Language is how we express our thoughts. If we use lazy and offensive terms without thinking, our language is expressing something we don't believe. Frankly, if someone has access to a computer and knows how to use a social network, they're smart enough to make sure that what's in their brain and what's on their Facebook page match.

My fear is that they already do. But that's another blog post and it makes me incredibly, incredibly sad.


  1. Hear hear! Freedom of speech is a great thing, but people need to understand that words have consequences.

    Maybe we can get people saying "fack" instead? "Facebook" + "hack"?

  2. I agree and the argument is very well put. Here is a link to a review of the book erotic Captial I was telling you about. The review also includes a good book review of the said book summing up the arguments. I think this feeds into this discussion although it is not specifically about rape. I think the arguments in the book -from what I can tell- very much could influence the image of "healthy" sexuality and this is an expert talking.So it is very important that people point out meanings behind things Like "frape" because even academics are doing the whole re-interpretation thing.

  3. Amen, sistah! Excellent post; I enthusiastically agree. I also completely abhor the laziness of the word in the first place. Like the extreme ultra lame-o use of 'Brangelina' and 'Jedward'. Be a bit more imaginative, already.

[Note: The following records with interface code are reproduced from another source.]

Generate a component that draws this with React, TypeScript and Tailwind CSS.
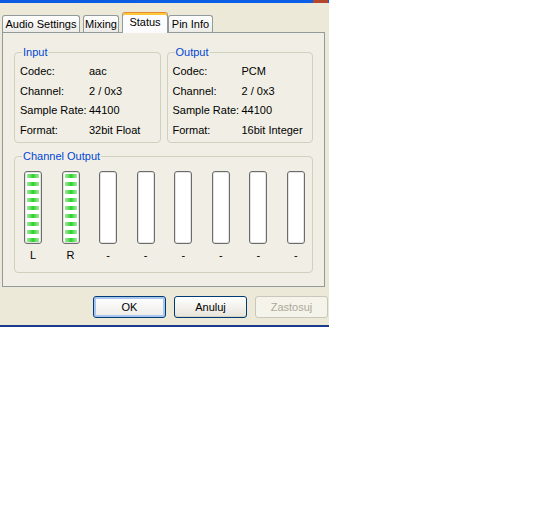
const inputRows = [
  ["Codec:", "aac"],
  ["Channel:", "2 / 0x3"],
  ["Sample Rate:", "44100"],
  ["Format:", "32bit Float"],
];

const outputRows = [
  ["Codec:", "PCM"],
  ["Channel:", "2 / 0x3"],
  ["Sample Rate:", "44100"],
  ["Format:", "16bit Integer"],
];

const channels = [
  { label: "L", active: true },
  { label: "R", active: true },
  { label: "-", active: false },
  { label: "-", active: false },
  { label: "-", active: false },
  { label: "-", active: false },
  { label: "-", active: false },
  { label: "-", active: false },
];

function GroupBox({
  title,
  className = "",
  children,
}: {
  title: string;
  className?: string;
  children: React.ReactNode;
}) {
  return (
    <div className={`relative rounded-[4px] border border-[#D0D0BF] ${className}`}>
      <span className="absolute -top-[7px] left-[7px] bg-[#F1EFE5] px-[1px] leading-[13px] text-[#0046D5]">
        {title}
      </span>
      {children}
    </div>
  );
}

function InfoRows({ rows }: { rows: string[][] }) {
  return (
    <div className="grid grid-cols-[69px_1fr] pl-[5px] pt-[9px] leading-[19.5px]">
      {rows.map(([k, v], i) => (
        <div key={i} className="contents">
          <span>{k}</span>
          <span>{v}</span>
        </div>
      ))}
    </div>
  );
}

function Meter({ active }: { active: boolean }) {
  return (
    <div className="flex h-[73px] w-[18px] flex-col gap-[4px] rounded-[3px] border border-[#6B6B6B] bg-white px-[2px] pt-[2px] shadow-[inset_0_0_0_1px_#E4E4E4]">
      {active &&
        Array.from({ length: 9 }).map((_, i) => (
          <div
            key={i}
            className="h-[4px] w-full bg-gradient-to-r from-[#9BEA9B] via-[#1FD21F] to-[#9BEA9B]"
          />
        ))}
    </div>
  );
}

function Tab({
  label,
  selected,
  className = "",
}: {
  label: string;
  selected?: boolean;
  className?: string;
}) {
  if (selected) {
    return (
      <div
        className={`relative z-10 flex h-[21px] items-center justify-center rounded-t-[3px] border border-b-0 border-[#919B9C] border-t-[#E68B2C] bg-[#FCFCFE] pb-[2px] shadow-[inset_0_2px_0_#FFC83C] ${className}`}
      >
        {label}
      </div>
    );
  }
  return (
    <div
      className={`mb-px flex h-[17px] items-center justify-center rounded-t-[3px] border border-b-0 border-[#919B9C] bg-gradient-to-b from-white to-[#ECEBE6] ${className}`}
    >
      {label}
    </div>
  );
}

function Button({
  label,
  variant,
}: {
  label: string;
  variant: "default" | "normal" | "disabled";
}) {
  const styles = {
    default:
      "border-[#003C74] bg-gradient-to-b from-white to-[#ECEBE6] shadow-[inset_0_0_0_2px_#A9C6F2]",
    normal:
      "border-[#003C74] bg-gradient-to-b from-white to-[#E6E4DA] shadow-[inset_0_-1px_0_#D6D0C5]",
    disabled: "border-[#C9C7BA] bg-[#F5F4EA] text-[#ACA899]",
  };
  return (
    <button
      className={`flex h-[22px] w-[73px] items-center justify-center rounded-[3px] border ${styles[variant]}`}
    >
      {label}
    </button>
  );
}

export default function App() {
  return (
    <div className="h-[516px] w-[533px] bg-white font-['Liberation_Sans',Arial,sans-serif] text-[11px] text-black">
      <div className="w-[329px]">
        {/* title bar remnant */}
        <div className="relative h-[3px] bg-gradient-to-r from-[#0A5BE0] to-[#0C5FE8]">
          <span className="absolute right-[1px] top-0 h-[3px] w-[15px] bg-[#B5462E]" />
        </div>

        <div className="bg-[#ECE9D8] pb-[7px] pt-[9px]">
          {/* tabs */}
          <div className="-mb-px flex h-[21px] items-end pl-[2px]">
            <Tab label="Audio Settings" className="w-[78px]" />
            <Tab label="Mixing" className="ml-[3px] w-[36px]" />
            <Tab label="Status" selected className="ml-[3px] w-[46px]" />
            <Tab label="Pin Info" className="w-[45px]" />
          </div>

          {/* tab panel */}
          <div className="ml-[2px] h-[255px] w-[323px] border border-[#919B9C] bg-[#F1EFE5] px-[11px] pt-[19px]">
            <div className="grid grid-cols-2 gap-[6px]">
              <GroupBox title="Input" className="h-[91px]">
                <InfoRows rows={inputRows} />
              </GroupBox>
              <GroupBox title="Output" className="h-[91px]">
                <InfoRows rows={outputRows} />
              </GroupBox>
            </div>

            <GroupBox title="Channel Output" className="mt-[13px] h-[117px]">
              <div className="flex justify-between pl-[9px] pr-[7px] pt-[14px]">
                {channels.map((c, i) => (
                  <div key={i} className="flex flex-col items-center">
                    <Meter active={c.active} />
                    <span className="mt-[5px] leading-[13px]">{c.label}</span>
                  </div>
                ))}
              </div>
            </GroupBox>
          </div>

          {/* buttons */}
          <div className="mt-[9px] flex justify-end gap-[8px] pr-[1px]">
            <Button label="OK" variant="default" />
            <Button label="Anuluj" variant="normal" />
            <Button label="Zastosuj" variant="disabled" />
          </div>
        </div>

        <div className="h-[2px] bg-[#1B3A8C]" />
      </div>
    </div>
  );
}
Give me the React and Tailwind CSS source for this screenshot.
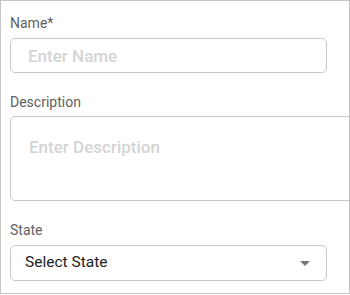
import React from 'react';

export default function App() {
  return (
    <div className="w-[350px] h-[294px] border border-[#c4c4c4] overflow-hidden bg-white px-[9px] pt-[12px] font-['Roboto',sans-serif]">
      {/* Name */}
      <label className="block text-[14px] leading-[20px] text-[#5f5f5f]">Name*</label>
      <input
        type="text"
        placeholder="Enter Name"
        className="mt-[5px] block w-[317px] h-[35px] rounded-[5px] border border-[#c8c8c8] pl-[17px] text-[17px] font-medium text-[#222] placeholder:text-[#d4d4d4] outline-none"
      />

      {/* Description */}
      <label className="block mt-[19px] text-[14px] leading-[20px] text-[#5f5f5f]">Description</label>
      <textarea
        placeholder="Enter Description"
        className="mt-[4px] block w-[360px] h-[85px] resize-none rounded-[5px] border border-[#c8c8c8] pl-[18px] pt-[18px] text-[17px] leading-[24px] font-medium text-[#222] placeholder:text-[#d4d4d4] outline-none"
      />

      {/* State */}
      <label className="block mt-[19px] text-[14px] leading-[20px] text-[#5f5f5f]">State</label>
      <div className="mt-[5px] flex items-center justify-between w-[317px] h-[36px] rounded-[5px] border border-[#c8c8c8] pl-[14px] pr-[16px]">
        <span className="text-[15.5px] text-[#222]">Select State</span>
        <svg width="10" height="5" viewBox="0 0 10 5">
          <path d="M0 0 L10 0 L5 5 Z" fill="#757575" />
        </svg>
      </div>
    </div>
  );
}
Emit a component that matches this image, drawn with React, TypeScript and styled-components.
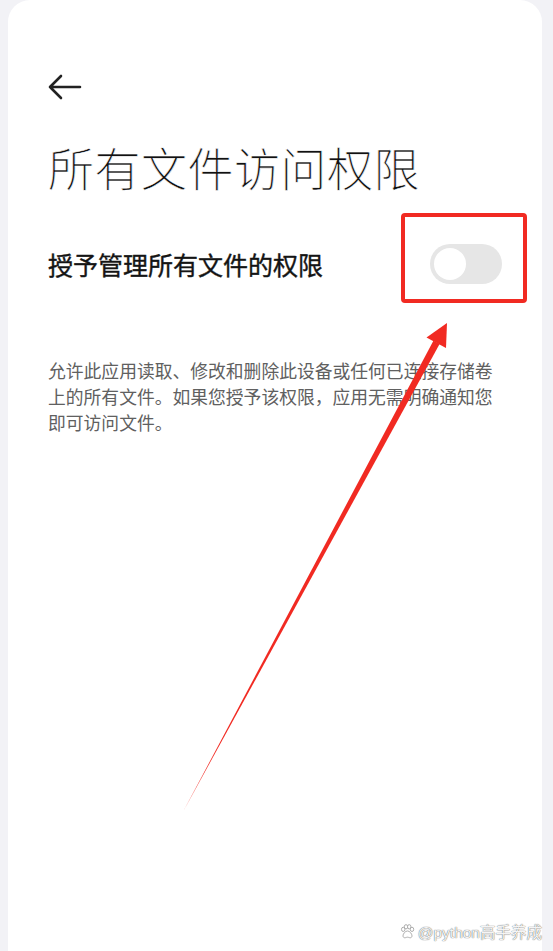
import styled, { createGlobalStyle } from "styled-components";

const GlobalStyle = createGlobalStyle`
  html, body {
    margin: 0;
    padding: 0;
    background: #f2f2f6;
  }
  body {
    font-family: "Noto Sans CJK SC", "Noto Sans", sans-serif;
  }
`;

const Page = styled.div`
  position: relative;
  min-height: 951px;
  padding: 0 11px 0 8px;
  overflow: hidden;
`;

const Card = styled.main`
  background: #ffffff;
  border-radius: 22px 22px 0 0;
  min-height: 951px;
  padding: 74px 40px 0;
  box-sizing: border-box;
`;

const BackButton = styled.button`
  display: block;
  padding: 0;
  margin: 0;
  border: none;
  background: none;
  width: 34px;
  height: 26px;
  cursor: pointer;
`;

const Title = styled.h1`
  margin: 38px 0 0;
  font-size: 46px;
  line-height: 56px;
  font-weight: 300;
  color: #111;
  letter-spacing: 0.5px;
  -webkit-font-smoothing: antialiased;
  -webkit-text-stroke: 0.55px #ffffff;
`;

const SettingRow = styled.div`
  display: flex;
  align-items: center;
  justify-content: space-between;
  margin-top: 50px;
  height: 40px;
`;

const SettingLabel = styled.span`
  font-size: 25px;
  font-weight: 400;
  color: #141414;
  -webkit-text-stroke: 0.4px #141414;
`;

const ToggleWrap = styled.div`
  position: relative;
`;

const Track = styled.div<{ $on: boolean }>`
  width: 72px;
  height: 40px;
  border-radius: 20px;
  background: ${(p) => (p.$on ? "#3482ff" : "#e6e6e6")};
  display: flex;
  align-items: center;
  padding: 0 4px;
  box-sizing: border-box;
  justify-content: ${(p) => (p.$on ? "flex-end" : "flex-start")};
`;

const Knob = styled.div`
  width: 32px;
  height: 32px;
  border-radius: 50%;
  background: #ffffff;
`;

const Highlight = styled.div`
  position: absolute;
  left: -29px;
  right: -25px;
  top: -31px;
  bottom: -19px;
  border: 4px solid #f12a22;
  border-radius: 4px;
  pointer-events: none;
`;

const Description = styled.p`
  margin: 73px 0 0;
  font-size: 17.8px;
  line-height: 26px;
  color: #606060;
`;

const Overlay = styled.svg`
  position: absolute;
  left: 0;
  top: 0;
  width: 553px;
  height: 951px;
  pointer-events: none;
`;

const Watermark = styled.div`
  position: absolute;
  right: 11px;
  bottom: 9px;
  display: flex;
  align-items: center;
  gap: 3px;
  font-family: "Liberation Sans", "Noto Sans CJK SC", sans-serif;
  font-size: 15.5px;
  color: rgba(255, 255, 255, 0.95);
  text-shadow: 0 0 1px rgba(0, 0, 0, 0.55), 0 0 1px rgba(0, 0, 0, 0.4);
`;

const Paw = () => (
  <svg width="15" height="15" viewBox="0 0 14 14" fill="#fff" stroke="#aaa" strokeWidth="0.9">
    <ellipse cx="3" cy="5" rx="1.6" ry="2" />
    <ellipse cx="5.6" cy="2.6" rx="1.6" ry="2" />
    <ellipse cx="8.6" cy="2.6" rx="1.6" ry="2" />
    <ellipse cx="11.2" cy="5" rx="1.6" ry="2" />
    <path d="M7 6.5c-2 0-4.2 2.6-4.2 4.6 0 1.4 1.2 2 2.2 1.7.8-.2 1.4-.5 2-.5s1.2.3 2 .5c1 .3 2.2-.3 2.2-1.7 0-2-2.2-4.6-4.2-4.6z" />
  </svg>
);

const Toggle = ({ on }: { on: boolean }) => (
  <ToggleWrap>
    <Track $on={on}>
      <Knob />
    </Track>
    <Highlight />
  </ToggleWrap>
);

export default function App() {
  return (
    <>
      <GlobalStyle />
      <Page>
        <Card>
          <BackButton aria-label="返回">
            <svg width="34" height="26" viewBox="0 0 34 26" fill="none" stroke="#222" strokeWidth="2.6" strokeLinecap="round" strokeLinejoin="round">
              <path d="M2 13h30M13 2L2 13l11 11" />
            </svg>
          </BackButton>
          <Title>所有文件访问权限</Title>
          <SettingRow>
            <SettingLabel>授予管理所有文件的权限</SettingLabel>
            <Toggle on={false} />
          </SettingRow>
          <Description>
            允许此应用读取、修改和删除此设备或任何已连接存储卷上的所有文件。如果您授予该权限，应用无需明确通知您即可访问文件。
          </Description>
        </Card>
        {/* annotation arrow */}
        <Overlay viewBox="0 0 553 951">
          <polygon points="184,810 439.6,344.1 433.4,340.7" fill="#f12a22" />
          <polygon points="447,323 446,348 426.5,337.5" fill="#f12a22" />
        </Overlay>
        <Watermark>
          <Paw />
          <span>@python高手养成</span>
        </Watermark>
      </Page>
    </>
  );
}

  4. Exactly, Paul - freedom of speech is probably the best ever example of the phrase 'with great power comes great responsibility' in action!

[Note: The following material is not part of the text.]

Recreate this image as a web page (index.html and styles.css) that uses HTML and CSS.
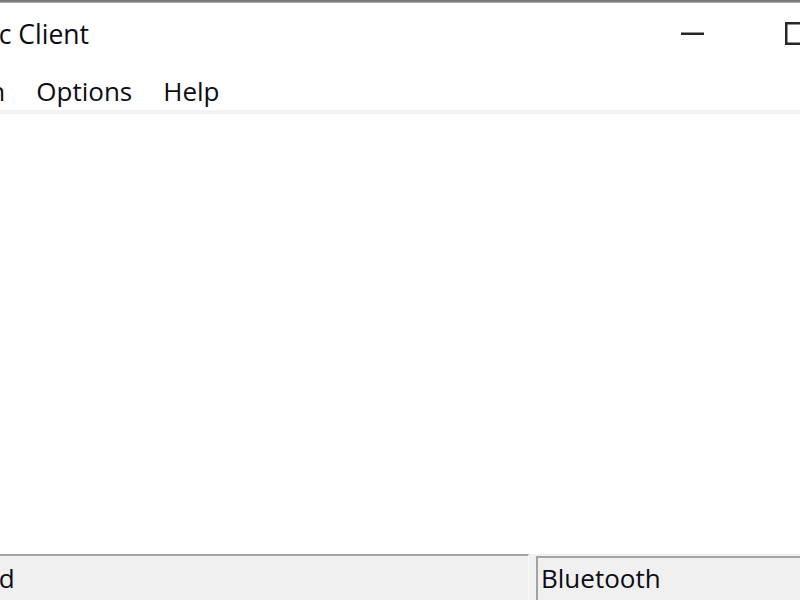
FILE: index.html
```html
<!DOCTYPE html>
<html lang="en">
<head>
  <meta charset="UTF-8">
  <title>Generic Client</title>
  <link rel="stylesheet" href="styles.css">
</head>
<body>

  <div class="window">
    <div class="frame-top"></div>

    <!-- Caption: title on the left, window buttons on the right -->
    <div class="titlebar">
      <div class="title"><span>Generic Client</span></div>
      <div class="caption-buttons">
        <div class="caption-btn">
          <svg width="23" height="23" viewBox="0 0 23 23"><rect x="0" y="10.5" width="23" height="2.5" fill="#262626"/></svg>
        </div>
        <div class="caption-btn">
          <svg width="23" height="23" viewBox="0 0 23 23"><rect x="1.25" y="1.25" width="20.5" height="20.5" fill="none" stroke="#262626" stroke-width="2.5"/></svg>
        </div>
        <div class="caption-btn">
          <svg width="23" height="23" viewBox="0 0 23 23"><path d="M1 1L22 22M22 1L1 22" stroke="#262626" stroke-width="2.5"/></svg>
        </div>
      </div>
    </div>

    <div class="menubar">
      <div class="menu-items">
        <span class="menu-item">File</span>
        <span class="menu-item">Connection</span>
        <span class="menu-item">Options</span>
        <span class="menu-item">Help</span>
      </div>
    </div>

    <div class="client"></div>

    <div class="statusbar">
      <div class="status-panel status-main"><span class="status-text">Disconnected</span></div>
      <div class="status-panel status-transport">Bluetooth</div>
    </div>
  </div>

</body>
</html>
```

FILE: styles.css
```css
html, body {
  margin: 0;
  width: 800px;
  height: 600px;
  overflow: hidden;
  background: #ffffff;
}
.window {
  width: 952px;
  height: 600px;
  display: flex;
  flex-direction: column;
  font-family: "Open Sans", "Noto Sans", sans-serif;
  font-size: 26px;
  color: #0c0c16;
  background: #ffffff;
}
.frame-top {
  height: 3px;
  background: linear-gradient(#6a6a6a, #8c8c8c 66%, #c4c4c4);
}
.titlebar {
  height: 62px;
  display: flex;
  justify-content: space-between;
}
/* title is anchored on its right edge, so a long name runs off to the left */
.title {
  width: 89px;
  display: flex;
  justify-content: flex-end;
  padding-top: 13px;
  line-height: 36px;
  font-size: 26.5px;
  white-space: nowrap;
}
.caption-buttons {
  display: flex;
}
.caption-btn {
  width: 104px;
  height: 60px;
  display: flex;
  align-items: center;
  justify-content: center;
}
.menubar {
  height: 49px;
  padding-top: 8px;
  box-sizing: border-box;
  line-height: 36px;
  border-bottom: 4px solid #f2f2f2;
}
.menu-items {
  width: 235px;
  display: flex;
  justify-content: flex-end;
  white-space: nowrap;
}
.menu-item {
  padding: 0 15.5px;
}
.client {
  flex: 1;
  background: #ffffff;
}
.statusbar {
  height: 46px;
  display: flex;
  gap: 7px;
  align-items: flex-start;
  background: #f0f0f0;
  line-height: 36px;
  white-space: nowrap;
}
.status-panel {
  height: 100%;
  box-sizing: border-box;
}
.status-main {
  width: 529px;
  border-top: 2px solid #a3a3a3;
  border-right: 1px solid #fafafa;
  padding-top: 4px;
  overflow: hidden;
}
.status-text {
  display: inline-block;
  margin-left: -150px;
}
.status-transport {
  flex: 1;
  margin-top: 2px;
  border-top: 2px solid #a3a3a3;
  border-left: 2px solid #a3a3a3;
  padding: 2px 0 0 3px;
}
```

    Cheers for the link, Trish, looking forward to reading it. It does all tie in together, you're right - it's about how our words and our actions affect the society we're all creating.

    MammyP, you're right - very lazy! Btw, I popped over to your blog and saw your life list. I don't know if this church bell is big enough to lift anyone off the ground, but since you want to ring one I thought I'd share the link:

    I love your life list! We have lots of them in common :)

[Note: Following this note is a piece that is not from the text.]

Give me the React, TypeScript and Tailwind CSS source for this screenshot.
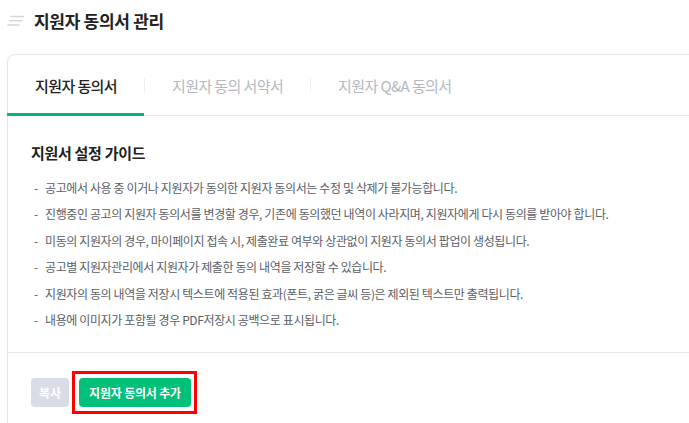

  5. I particularly like how you stress that part of the offence at "frape" is due to how our society fails to treat the matter with the seriousness it deserves. I think there's a basis there for a whole range of argument about why certain things are viewed as exceptable in entertainment while others aren't.

  6. Just clarifying I meant that the author is the expert not me :)

  7. Wow, this hits the mark in so many ways, Ellen. I agree with Paul about the fact that the word is offensive in that it trivializes a very serious thing that our own society doesn't give just treatment.

    Thanks for a "think about it long and hard" post.


  8. oh and by the way thanks for summing things up for me that is exactly what I wished to say. It's good to have a writer friend.

  9. Thanks all, glad you enjoyed reading.

    Christine, for me I do think the issue is that these phrases express a real social problem. I don't find people joking about killing offensive - maybe I'm just desensitised but I suspect it's because I know there is no possibility than any of them think it's OK to kill someone. But clearly there are a lot of people out there who don't commit sexual assault but also don't consider it serious. Worrying stuff.

    Thanks Trish :D many hugs

  10. Very well said, I agree completely & vehemently & sometimes very loudly to my Facebook friendslist. However, I'd advise not reading the comments on the group's wall because if you're anything like me they'll make you feel incredibly sad too.

  11. They actuall inspired this post. Basically I wanted to say that this isn't an example of political correctness gone mad. This is me giving people a chance to not walk around offending the hell out of people.

    As a middle-class, abled, white Western woman I seriously welcome it when people flag things to me that could be offensive but that I haven't spotted due to my position of priviledge.

    Amazingly the thanks have not started flooding in yet, but I'm cool with that :)

  12. Yeah, I'm not a fan of the term as well. Now, that said, I'm a whole other problem because I have a sick sense of humour and misuse the term often, but I just don't like frape at all. It's just... wrong.

  13. It's interesting that not liking this term and having a twisted, few-or-no-holds-barred sense of humour can go hand in hand. Proof that we need to separate language and what's behind it and think about them :)

    I have to say, I'm generally not at all easily offended and have made my share of sick comments, but I just don't like the casualness with which this term is used. As I say, once we understand that it's offensive, it's up to use to decide if we want to use it or not.

  14. I have seen 'frape' interpreted as linking the awful violation of trust that the abuse of access to someone's online identity can be, to a crime people _do_ regard as heinous.
    From seeing how the word gets used I do not agree with that interpretation, and therefore do not agree with the use of the word, but it is one to consider.

  15. I agree with you that the use of the word doesn't seem to match that analysis, RandomPunter - that being said, having something hacked is a violation.

    I think the kind of 'hacking' that the word 'frape' usually refers to tends to be more the 'sending something funny and clearly fake from an account that wasn't properly logged off' variety than the 'malicious invasion of privacy' variety. I definitely can't see a link between the former (which was a game in one of my old jobs, you couldn't go to the bathroom without locking your screen!) and sexual assault.

    In the case of the latter I still think it would be quite a jump to link the two but they are certainly both upsetting.

    A very interesting point to ponder though, thanks for stopping by.

  16. You have a fabulous blog! I’m an author and illustrator and I made some awards to give to fellow bloggers whose sites I enjoy. It’s not a pass on award. This is just for you to keep. I want to award you with one of my homemade awards: Powerful Woman Writer Award for all the hard work you do!

    Go to and pick up your award.

  17. Cyber crime sucks. I played World of Warcraft and had my account hacked and all my stuff stolen. It took weeks to get it all back from Blizzard and in the meantime, my account was useless. Criminals of this kind should be flogged publicly. Then they wouldn't do it anymore.

  18. I hate the word frape - it's a hideous word. And whoever came up with it is a complete moron.

  19. Thanks so much, Deirdra, I'm not only touched but glad to have a good reason to display some of your lovely art on my blog - I've always admired your style when I've seen it around the blogosphere!

    Michael, I totally agree, cybercrime is awful. A girl I know from college was maliciously hacked before her book release date and lost her entire blog and all of her emails. It was a hideous experience for her. So sorry to hear it happened to you too.

    Chippy, always glad to know I'm not the only one!